M5s e Pd sull'orlo del baratro ora provano a cercare l'intesa

L'attacco della Lega sul Mes e il caso Open spaventano la maggioranza. Di Maio: serve compattezza e fedeltà

M5s e Pd sull'orlo del baratro ora provano a cercare l'intesa

«Rilancio» dell'azione di governo, e addirittura una «visione condivisa» del futuro. A sera, il leader Pd Nicola Zingaretti si mostra entusiasta delle rassicurazioni su un prossimo «rilancio» del governo arrivate dal Ghana per bocca del premier Conte. E annuncia che «il Pd è pronto!» alla bisogna.

In totale sintonia pare anche l'ineffabile Gigino Di Maio, che sempre ieri annunciava flautato un marmoreo «patto di governo», pronto da gennaio, nel quale saranno scolpite «le leggi da fare e anche entro quando le faremo», e lanciava tra le righe una supplica al suo partito, diviso da feroci guerre per bande sul modello della Chicago anni Trenta: «Se il Movimento Cinque stelle sarà compatto e unito anche il governo sarà compatto e unito e potrà durare tre anni». Il sottotesto del messaggio inviato ai miracolati parlamentari della Casaleggio è chiaro: se volete conservare lo stipendio e lo status, non fatemi la guerra. Altrimenti tornerete in mezzo a una strada pure voi.

E così, dopo aver leggiadramente danzato per settimane sull'orlo del baratro, lanciandosi accuse pesantissime tra alleati («Di Maio vuol far saltare il governo», dicevano 24 ore prima dal Nazareno; «Il Pd sta con Salvini e Berlusconi sulla prescrizione», giuravano i grillini), ieri da Palazzo Chigi e dintorni si è cercato di innestare la retromarcia. Da Accra, Conte ha annunciato di avere nientemeno che «delle idee» su come rimettere in carreggiata il suo trabiccolo governativo: «Abbiamo tanto da fare, ho già delle idee, le proporrò: non vedo l'ora che si approvi la manovra per poter rimanere tutti concentrati e ridare nuovo impulso e slancio all'azione di Governo», dice. Ci sono già «ventinove punti programmatici», non uno di meno, ma «quel che manca è un cronoprogramma». Lo stesso che Di Maio prevede per gennaio, una volta smaltiti i fumi dei brindisi di Capodanno. Poi il premier si spinge fino a promettere ardito che «l'azione di governo sarà concentrata a soddisfare gli italiani».
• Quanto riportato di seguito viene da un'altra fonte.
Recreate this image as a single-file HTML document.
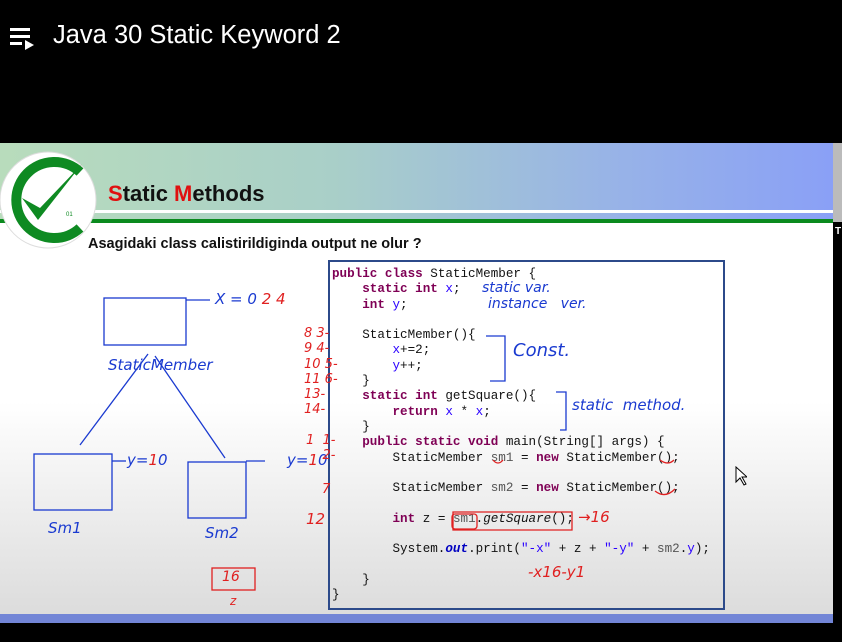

Da Roma Gigino Di Maio, lo stesso che all'una di notte di mercoledì aveva scatenato lo scontro coi Dem alzando il telefono per mettere il veto sulle nomine Rai, e mandando all'aria la trattativa condotta da giorni con il Pd dal grillino Spadafora, con la benedizione di Grillo, ora smentisce accoratamente i sospetti avanzati dal Nazareno e giura: «Io non voglio né far saltare il governo né indebolirlo, faccio appello a tutti per restare compatti».

A spaventare i soci di maggioranza c'è da un lato l'assalto propagandistico della Lega sul Mes, e dall'altro il caso Renzi. L'ordalia mediatico-giudiziaria che sta investendo la fondazione Open e l'ex premier ha dapprima eccitato gli spiriti animali grillini, reattivi a ogni tintinnio di manette. Ma, passato il primo entusiasmo (condiviso in parte anche nel Pd, dove si fregavano le mani per le disgrazie dell'ex segretario) si è fatta strada una grande paura: come reagirà Italia Viva, socio fondamentale del governo, alla persecuzione giudiziaria e alla pressione mediatica? «Dobbiamo stare molto attenti, il caso Renzi può avere conseguenze per tutti noi», sussurra un big grillino allarmato.

E non è un caso se Di Maio abbassa i toni della polemica e ridimensiona la richiesta di una commissione d'inchiesta sul finanziamento della politica: ma no, spiega, «la mia proposta non è certo mirata contro un leader o un partito», e «anche il M5s come è ovvio si sottoporrà» a un'eventuale indagine parlamentare. Alla fine dei conti, anche Gigino preferisce mangiare il panettone seduto comodo alla Farnesina.